Maxfield was now chosen preacher by a society in Snow's Fields, moving two or three years later to Ropemakers' Alley, Moorfields. There he had a large congregation. He finally set up in Princes Street, Moorfields, where he preached till about 1767. From the time of his secession Maxfield was hostile to Wesley. In February 1770 he met Wesley once more at the Countess of Huntingdon's house in Portland Row, where he preached against the doctrine of Christian perfection, which he had formerly upheld. Two years later he professed to desire a reunion. Wesley saw him, but confidence was not restored.

In 1778 Maxfield published a pamphlet charging the Wesleys with turning the hearts of the people from George Whitefield during his absence in America, and John Wesley replied with A Letter to the Rev. Thomas Maxfield, occasioned by a late Publication. In 1779 there was more talk of reunion, but Charles Wesley insisted that an acknowledgment of fault on Maxfield's side was needed. Wesley expressed personal affection for him, but nothing came of the negotiations. Wesley did visit Maxfield in his last illness, and preached in his chapel.

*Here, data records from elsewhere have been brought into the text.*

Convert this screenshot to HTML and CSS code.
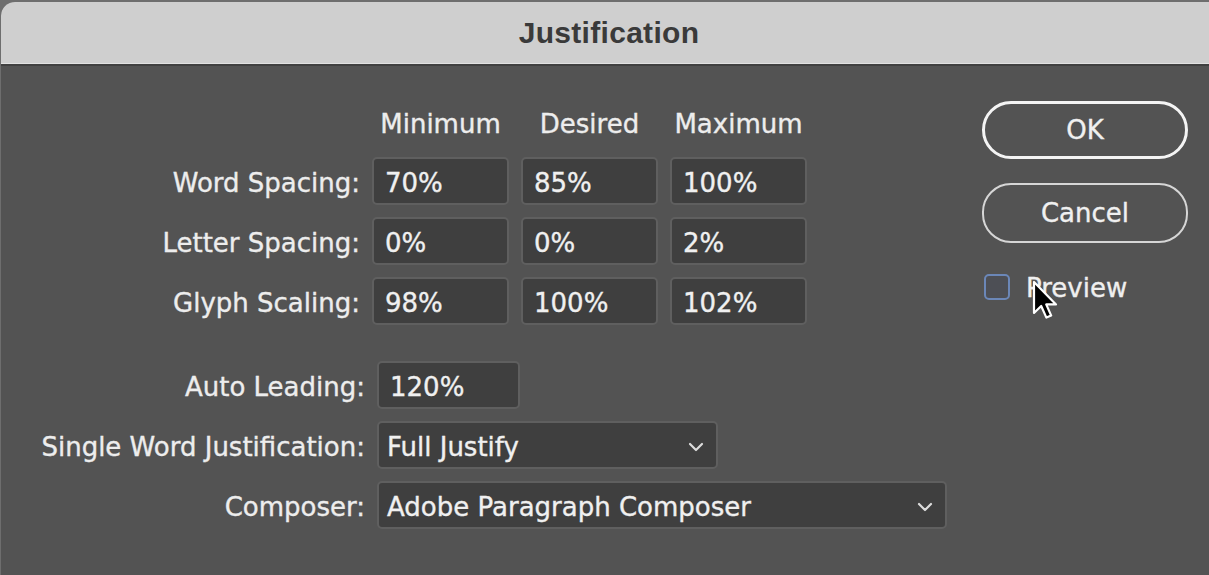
FILE: index.html
```html
<!DOCTYPE html>
<html>
<head>
<meta charset="utf-8">
<link rel="stylesheet" href="styles.css">
</head>
<body>
<div class="window">
  <div class="titlebar"><span class="title">Justification</span></div>
  <div class="content">
    <div class="form">
      <div class="grid grid-top">
        <div></div>
        <div class="colhead">Minimum</div>
        <div class="colhead">Desired</div>
        <div class="colhead">Maximum</div>

        <div class="label">Word Spacing:</div>
        <div class="field">70%</div>
        <div class="field">85%</div>
        <div class="field">100%</div>

        <div class="label">Letter Spacing:</div>
        <div class="field">0%</div>
        <div class="field">0%</div>
        <div class="field">2%</div>

        <div class="label">Glyph Scaling:</div>
        <div class="field">98%</div>
        <div class="field">100%</div>
        <div class="field">102%</div>
      </div>

      <div class="grid grid-bottom">
        <div class="label">Auto Leading:</div>
        <div class="field field-leading">120%</div>

        <div class="label">Single Word Justification:</div>
        <div class="field select select-single">
          <span>Full Justify</span>
          <svg class="chev" width="16" height="10" viewBox="0 0 16 10"><path d="M2 2 L8 8 L14 2" fill="none" stroke="#dcdcdc" stroke-width="2.2" stroke-linecap="round" stroke-linejoin="round"/></svg>
        </div>

        <div class="label">Composer:</div>
        <div class="field select select-composer">
          <span>Adobe Paragraph Composer</span>
          <svg class="chev" width="16" height="10" viewBox="0 0 16 10"><path d="M2 2 L8 8 L14 2" fill="none" stroke="#dcdcdc" stroke-width="2.2" stroke-linecap="round" stroke-linejoin="round"/></svg>
        </div>
      </div>
    </div>

    <div class="side">
      <div class="btn btn-ok">OK</div>
      <div class="btn btn-cancel">Cancel</div>
      <div class="check">
        <span class="box"></span>
        <span class="check-label">Preview</span>
        <svg class="cursor" width="26" height="40" viewBox="0 0 13 20">
          <path d="M1 1 L1 16.5 L4.6 13 L7.2 18.8 L9.6 17.8 L7.1 12.2 L12 12.2 Z" fill="#000" stroke="#fff" stroke-width="1.1" stroke-linejoin="round"/>
        </svg>
      </div>
    </div>
  </div>
</div>
</body>
</html>
```

FILE: styles.css
```css
html, body {
  margin: 0;
  padding: 0;
  background: #6e6e6e;
}

body {
  width: 1209px;
  height: 575px;
  overflow: hidden;
  font-family: "DejaVu Sans", "Open Sans", sans-serif;
}

.window {
  margin-top: 2px;
  margin-left: 1px;
  height: 573px;
  background: #535353;
  border-top-left-radius: 14px;
  overflow: hidden;
  display: flex;
  flex-direction: column;
}

.titlebar {
  height: 61px;
  background: #cfcfcf;
  border-bottom: 1px solid #e2e2e2;
  box-shadow: 0 2px 0 #404040;
  display: flex;
  align-items: center;
  justify-content: center;
}

.title {
  font-family: "Liberation Sans", Arial, sans-serif;
  font-weight: bold;
  font-size: 30px;
  color: #3a3a3a;
  padding-left: 8px;
  letter-spacing: 0.3px;
}

.content {
  flex: 1;
  display: flex;
  justify-content: space-between;
  padding-top: 35px;
}

.form {
  display: flex;
  flex-direction: column;
}

.grid {
  display: grid;
  column-gap: 12px;
  row-gap: 12px;
  align-items: center;
}

.grid-top {
  grid-template-columns: 359px 137px 137px 137px;
  grid-template-rows: 46px 48px 48px 48px;
}

.grid-bottom {
  margin-top: 36px;
  grid-template-columns: 364px auto;
  grid-template-rows: 48px 48px 48px;
  justify-items: start;
}

.colhead,
.label,
.field,
.btn,
.check-label {
  font-size: 26px;
  color: #ededed;
  white-space: nowrap;
  -webkit-text-stroke: 0.35px currentColor;
}

.colhead {
  text-align: center;
  padding-top: 4px;
}

.label {
  justify-self: end;
  text-align: right;
  padding-top: 4px;
}

.field {
  box-sizing: border-box;
  height: 48px;
  background: #3f3f3f;
  border: 2px solid #5f5f5f;
  border-radius: 5px;
  padding-left: 11px;
  padding-top: 3px;
  display: flex;
  align-items: center;
  color: #f0f0f0;
}

.field-leading {
  width: 143px;
}

.select {
  justify-content: space-between;
  padding-left: 8px;
  padding-right: 12px;
}

.select-single {
  width: 341px;
}

.select-composer {
  width: 570px;
}

.side {
  width: 206px;
  margin-right: 21px;
  display: flex;
  flex-direction: column;
  padding-top: 2px;
}

.btn {
  box-sizing: border-box;
  height: 58px;
  border-radius: 29px;
  display: flex;
  align-items: center;
  justify-content: center;
  color: #f0f0f0;
}

.btn-ok {
  border: 3px solid #f4f4f4;
}

.btn-cancel {
  margin-top: 24px;
  height: 60px;
  border: 2px solid #d6d6d6;
}

.check {
  position: relative;
  margin-top: 27px;
  display: flex;
  align-items: center;
  padding-left: 2px;
}

.box {
  box-sizing: border-box;
  width: 26px;
  height: 26px;
  border: 2px solid #6b87b8;
  border-radius: 5px;
  background: #4d4f55;
}

.check-label {
  margin-left: 16px;
  color: #efefef;
  padding-top: 3px;
}

.cursor {
  position: absolute;
  left: 50px;
  top: 10px;
}
```
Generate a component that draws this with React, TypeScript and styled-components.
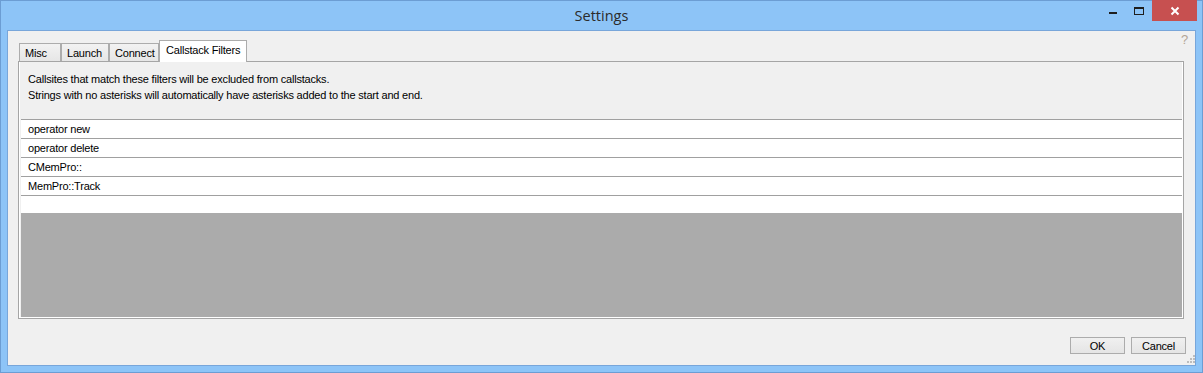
import React from "react";
import styled, { createGlobalStyle } from "styled-components";

const Global = createGlobalStyle`
  html, body { margin: 0; padding: 0; background: #8cc3f6; }
  * { box-sizing: border-box; }
`;

const Window = styled.div`
  width: 1203px;
  height: 373px;
  background: #8dc4f7;
  border: 1px solid #6c9dd3;
  display: flex;
  flex-direction: column;
  font-family: "Liberation Sans", Arial, sans-serif;
`;

const TitleBar = styled.div`
  height: 29px;
  position: relative;
  display: flex;
  align-items: center;
  justify-content: center;
`;

const Title = styled.div`
  font-family: "Open Sans", "Noto Sans", sans-serif;
  font-size: 14.5px;
  color: #2b2b2b;
  margin-top: -1px;
`;

const Controls = styled.div`
  position: absolute;
  right: 5px;
  top: -1px;
  display: flex;
  align-items: flex-start;
`;

const CtrlButton = styled.div<{ $w: number; $close?: boolean }>`
  width: ${(p) => p.$w}px;
  height: 21px;
  display: flex;
  align-items: center;
  justify-content: center;
  background: ${(p) => (p.$close ? "#c75050" : "transparent")};
`;

const Client = styled.div`
  flex: 1;
  margin: 0 6px 6px 6px;
  border: 1px solid #78a6da;
  background: #f0f0f0;
  display: flex;
  flex-direction: column;
  padding: 10px 10px 0 10px;
  position: relative;
  letter-spacing: -0.2px;
`;

const Help = styled.div`
  position: absolute;
  right: 7px;
  top: 1px;
  font-family: "Liberation Sans", Arial, sans-serif;
  font-size: 13px;
  color: #b3a596;
`;

const TabStrip = styled.div`
  height: 20px;
  display: flex;
  align-items: flex-end;
  padding-left: 1px;
`;

const Tab = styled.div<{ $w: number; $active?: boolean }>`
  width: ${(p) => p.$w}px;
  height: ${(p) => (p.$active ? 22 : 18)}px;
  margin-bottom: ${(p) => (p.$active ? -1 : 0)}px;
  position: relative;
  z-index: ${(p) => (p.$active ? 1 : 0)};
  border: 1px solid #acacac;
  border-bottom: none;
  background: ${(p) =>
    p.$active ? "#ffffff" : "linear-gradient(#f2f2f2, #e6e6e6)"};
  font-size: 11px;
  color: #000;
  display: flex;
  align-items: ${(p) => (p.$active ? "flex-start" : "center")};
  padding-top: ${(p) => (p.$active ? 3 : 1)}px;
  padding-left: ${(p) => (p.$active ? 6 : 5)}px;
  white-space: nowrap;
`;

const Panel = styled.div`
  height: 258px;
  border: 1px solid #a5a5a5;
  box-shadow: inset 1px 0 0 #fff, inset -1px -1px 0 #fff;
  padding: 0 1px 1px 2px;
  display: flex;
  flex-direction: column;
  margin-right: 1px;
`;

const Desc = styled.div`
  height: 57px;
  padding: 9px 7px 0;
  font-size: 11px;
  line-height: 16px;
  color: #000;
`;

const List = styled.div`
  flex: 1;
  display: flex;
  flex-direction: column;
  border-top: 1px solid #a0a0a0;
`;

const Row = styled.div`
  height: 19px;
  line-height: 18px;
  border-bottom: 1px solid #a0a0a0;
  background: #fff;
  padding-left: 7px;
  font-size: 11px;
  color: #000;
`;

const EmptyRow = styled.div`
  height: 17px;
  background: #fff;
`;

const GrayFill = styled.div`
  flex: 1;
  background: #ababab;
`;

const Footer = styled.div`
  flex: 1;
  display: flex;
  justify-content: flex-end;
  align-items: flex-start;
  gap: 6px;
  padding: 18px 0 0 0;
  margin-right: -1px;
  position: relative;
`;

const Button = styled.div`
  width: 55px;
  height: 17px;
  border: 1px solid #acacac;
  background: linear-gradient(#f0f0f0, #e5e5e5);
  font-size: 11px;
  display: flex;
  align-items: center;
  justify-content: center;
  color: #000;
`;

const Grip = styled.svg`
  position: absolute;
  right: -9px;
  bottom: 1px;
`;

const rows = ["operator new", "operator delete", "CMemPro::", "MemPro::Track"];

export default function App() {
  return (
    <>
      <Global />
      <Window>
        <TitleBar>
          <Title>Settings</Title>
          <Controls>
            <CtrlButton $w={26}>
              <svg width="10" height="10" viewBox="0 0 10 10">
                <rect x="1" y="6" width="8" height="2" fill="#1e1e1e" />
              </svg>
            </CtrlButton>
            <CtrlButton $w={26}>
              <svg width="12" height="12" viewBox="0 0 12 12">
                <rect x="1.5" y="2.5" width="9" height="7" fill="none" stroke="#1e1e1e" strokeWidth="1" />
                <rect x="1" y="2" width="10" height="2" fill="#1e1e1e" />
              </svg>
            </CtrlButton>
            <CtrlButton $w={45} $close>
              <svg width="10" height="10" viewBox="0 0 10 10">
                <path d="M1.5 1.5 L8.5 8.5 M8.5 1.5 L1.5 8.5" stroke="#fff" strokeWidth="2" />
              </svg>
            </CtrlButton>
          </Controls>
        </TitleBar>
        <Client>
          <Help>?</Help>
          <TabStrip>
            <Tab $w={42}>Misc</Tab>
            <Tab $w={48}>Launch</Tab>
            <Tab $w={50}>Connect</Tab>
            <Tab $w={88} $active>Callstack Filters</Tab>
          </TabStrip>
          <Panel>
            <Desc>
              Callsites that match these filters will be excluded from callstacks.
              <br />
              Strings with no asterisks will automatically have asterisks added to the start and end.
            </Desc>
            <List>
              {rows.map((r) => (
                <Row key={r}>{r}</Row>
              ))}
              <EmptyRow />
              <GrayFill />
            </List>
          </Panel>
          <Footer>
            <Button>OK</Button>
            <Button>Cancel</Button>
            <Grip width="10" height="10" viewBox="0 0 10 10">
              {[
                [8, 0], [8, 3], [5, 3], [8, 6], [5, 6], [2, 6],
              ].map(([x, y], i) => (
                <rect key={i} x={x} y={y + 1} width="2" height="2" fill="#bdbdbd" />
              ))}
            </Grip>
          </Footer>
        </Client>
      </Window>
    </>
  );
}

Maxfield died at his house in Moorfields on 18 March 1784.

==Works==
Maxfield published:

- A Short Account of Mr. Murgetroyd during the Last Month of his Life, Bath, 1771.
- A Short Account of the Particular Circumstances of the Life and Death of William Davies, who was Executed 11 Dec. 1776, with his Speech at Tyburn, London, 1776.
- A Short Account of God's Dealings with Mrs. Elizabeth Maxfield (his wife), 1778. This contains three letters to her from George Whitefield, dated 16 January 1738, 16 November 1738 (from Kilrush), and 3 November 1739 (Philadelphia).
- A Short Account of the Circumstances that Happened the Last Seven Days before the Death of T. Sherwood, 1778.

Also A Collection of Psalms and Hymns extracted from various Authors, 1778; and a sermon, Christ the Great Gift of God and the Nature of Faith in Him, 1769.

==Family==
Maxfield married Elizabeth Branford, a lady of means, who was one of Whitefield's earliest followers. She died on 23 November 1777, and left a family.